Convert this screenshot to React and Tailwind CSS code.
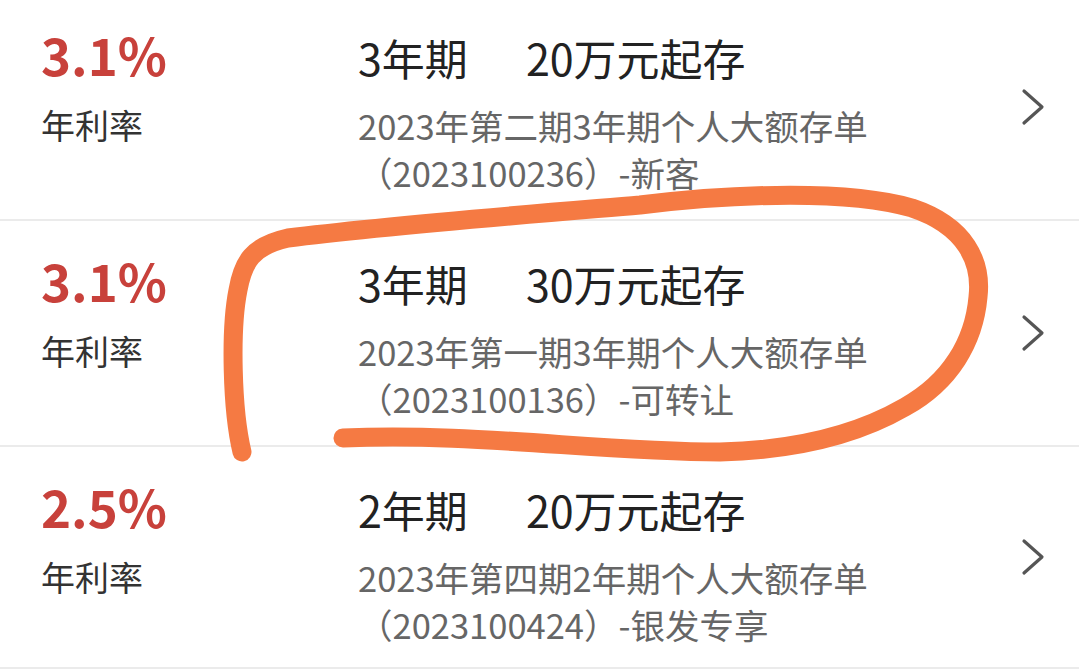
const products = [
  {
    rate: "3.1%",
    term: "3年期",
    min: "20万元起存",
    name: "2023年第二期3年期个人大额存单",
    code: "（2023100236）-新客",
  },
  {
    rate: "3.1%",
    term: "3年期",
    min: "30万元起存",
    name: "2023年第一期3年期个人大额存单",
    code: "（2023100136）-可转让",
  },
  {
    rate: "2.5%",
    term: "2年期",
    min: "20万元起存",
    name: "2023年第四期2年期个人大额存单",
    code: "（2023100424）-银发专享",
  },
];

// thin ">" used at the end of each row
const Arrow = () => (
  <svg width="24" height="38" viewBox="0 0 24 38" fill="none">
    <polyline
      points="3,3 21,19 3,35"
      stroke="#555"
      strokeWidth="3.2"
      strokeLinecap="round"
      strokeLinejoin="round"
    />
  </svg>
);

const ProductRow = ({ p, className }) => (
  <div className={`flex items-start border-b-2 border-[#ebebeb] pl-[41px] pr-[34px] ${className}`}>
    <div className="w-[317px] shrink-0 pt-[29px]">
      <div className="text-[51px] leading-[60px] font-bold text-[#c8413b]">{p.rate}</div>
      <div className="mt-[19px] text-[34px] leading-[44px] text-[#333]">年利率</div>
    </div>
    <div className="flex-1 pt-[37px]">
      <div className="flex text-[43px] leading-[50px] text-[#222]">
        <span>{p.term}</span>
        <span className="ml-[58px]">{p.min}</span>
      </div>
      <div className="mt-[20px] text-[34.5px] leading-[47px] text-[#666]">
        <div>{p.name}</div>
        <div>{p.code}</div>
      </div>
    </div>
    <div className="self-center">
      <Arrow />
    </div>
  </div>
);

export default function App() {
  return (
    <div
      className="relative h-[669px] w-full overflow-hidden bg-white"
      style={{ fontFamily: '"Noto Sans CJK SC", "Noto Sans", sans-serif' }}
    >
      <ProductRow p={products[0]} className="h-[226px] -mt-[5px]" />
      <ProductRow p={products[1]} className="h-[226px]" />
      <ProductRow p={products[2]} className="h-[222px]" />

      {/* marker scribble around the second product */}
      <svg
        className="pointer-events-none absolute inset-0"
        width="1079"
        height="669"
        viewBox="0 0 1079 669"
        fill="none"
      >
        <path
          d="M 242 452 C 232 410, 230 330, 238 290 C 243 262, 252 246, 288 238 C 380 226, 520 215, 640 205 C 740 193, 850 190, 912 208 C 966 226, 982 262, 978 297 C 974 342, 950 382, 905 407 C 860 433, 800 450, 720 452 C 600 452, 470 432, 343 438"
          stroke="#f57a43"
          strokeWidth="19"
          strokeLinecap="round"
          strokeLinejoin="round"
        />
      </svg>
    </div>
  );
}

• REQUIREMENTS
Reproduce the data word for word, excluding its pictures.

• SOLUTION TO THIS TASK
Convert this screenshot to React and Tailwind CSS code.
const products = [
  {
    rate: "3.1%",
    term: "3年期",
    min: "20万元起存",
    name: "2023年第二期3年期个人大额存单",
    code: "（2023100236）-新客",
  },
  {
    rate: "3.1%",
    term: "3年期",
    min: "30万元起存",
    name: "2023年第一期3年期个人大额存单",
    code: "（2023100136）-可转让",
  },
  {
    rate: "2.5%",
    term: "2年期",
    min: "20万元起存",
    name: "2023年第四期2年期个人大额存单",
    code: "（2023100424）-银发专享",
  },
];

// thin ">" used at the end of each row
const Arrow = () => (
  <svg width="24" height="38" viewBox="0 0 24 38" fill="none">
    <polyline
      points="3,3 21,19 3,35"
      stroke="#555"
      strokeWidth="3.2"
      strokeLinecap="round"
      strokeLinejoin="round"
    />
  </svg>
);

const ProductRow = ({ p, className }) => (
  <div className={`flex items-start border-b-2 border-[#ebebeb] pl-[41px] pr-[34px] ${className}`}>
    <div className="w-[317px] shrink-0 pt-[29px]">
      <div className="text-[51px] leading-[60px] font-bold text-[#c8413b]">{p.rate}</div>
      <div className="mt-[19px] text-[34px] leading-[44px] text-[#333]">年利率</div>
    </div>
    <div className="flex-1 pt-[37px]">
      <div className="flex text-[43px] leading-[50px] text-[#222]">
        <span>{p.term}</span>
        <span className="ml-[58px]">{p.min}</span>
      </div>
      <div className="mt-[20px] text-[34.5px] leading-[47px] text-[#666]">
        <div>{p.name}</div>
        <div>{p.code}</div>
      </div>
    </div>
    <div className="self-center">
      <Arrow />
    </div>
  </div>
);

export default function App() {
  return (
    <div
      className="relative h-[669px] w-full overflow-hidden bg-white"
      style={{ fontFamily: '"Noto Sans CJK SC", "Noto Sans", sans-serif' }}
    >
      <ProductRow p={products[0]} className="h-[226px] -mt-[5px]" />
      <ProductRow p={products[1]} className="h-[226px]" />
      <ProductRow p={products[2]} className="h-[222px]" />

      {/* marker scribble around the second product */}
      <svg
        className="pointer-events-none absolute inset-0"
        width="1079"
        height="669"
        viewBox="0 0 1079 669"
        fill="none"
      >
        <path
          d="M 242 452 C 232 410, 230 330, 238 290 C 243 262, 252 246, 288 238 C 380 226, 520 215, 640 205 C 740 193, 850 190, 912 208 C 966 226, 982 262, 978 297 C 974 342, 950 382, 905 407 C 860 433, 800 450, 720 452 C 600 452, 470 432, 343 438"
          stroke="#f57a43"
          strokeWidth="19"
          strokeLinecap="round"
          strokeLinejoin="round"
        />
      </svg>
    </div>
  );
}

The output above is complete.